Posted: Monday, May 22, 2023
The addition of the monoclonal antibody durvalumab to the chemotherapy agents gemcitabine and cisplatin for the treatment of advanced biliary tract cancer is not cost-effective, even with charitable assistance, according to an article published in the journal Cost Effectiveness and Resource Allocation. “The TOPAZ-1 study demonstrated a survival advantage and better tolerability for durvalumab, but durvalumab is dramatically expensive for patients,” said Yang et al, of Fujan Medical University, Fuzhou, China. “Therefore, we aimed to evaluate the cost-effectiveness of durvalumab plus chemotherapy for advanced [biliary tract cancer] from the perspective of the Chinese health-care system and provide a reference for optimizing the allocation of limited medical resources for clinicians and decision-makers.”

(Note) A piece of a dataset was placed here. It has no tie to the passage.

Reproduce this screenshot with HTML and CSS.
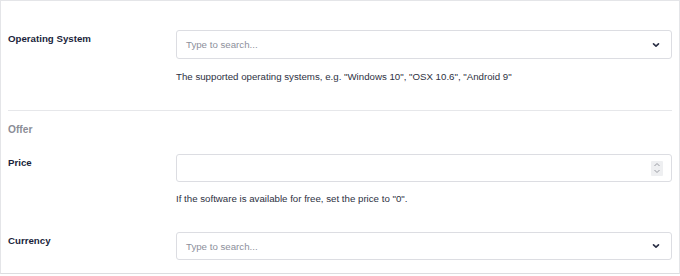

The authors used a three-state Markov model to estimate the total costs, quality-adjusted life years, and used incremental cost-effectiveness ratio as an evaluation index. The willingness to pay threshold was established using the triple 2021 Chinese per capita gross domestic product of $37,663.26 per quality-adjusted life years. To test model robustness, the authors used both one-way and probabilistic sensitivity analyses.
Results indicated that the incremental cost-effectiveness ratio for durvalumab plus chemotherapy was $159,644.70 per quality-adjusted life years with charity assistance and $696,571.11 per quality-adjusted life years without charity assistance, both exceeding the established willingness to pay threshold. The authors then explored what it would take for durvalumab plus chemotherapy to become cost-effective using the three-state Markov model; they found that it became economical only when the price of durvalumab was decreased by more than 94.2% to less than $0.33/mg. Furthermore, the model established that the cost of durvalumab had the greatest influence on the incremental cost-effectiveness ratio and that it was impossible to be cost-effective at the willingness-to-pay threshold, in this patient population.
Disclosure: The study authors reported no conflicts of interest.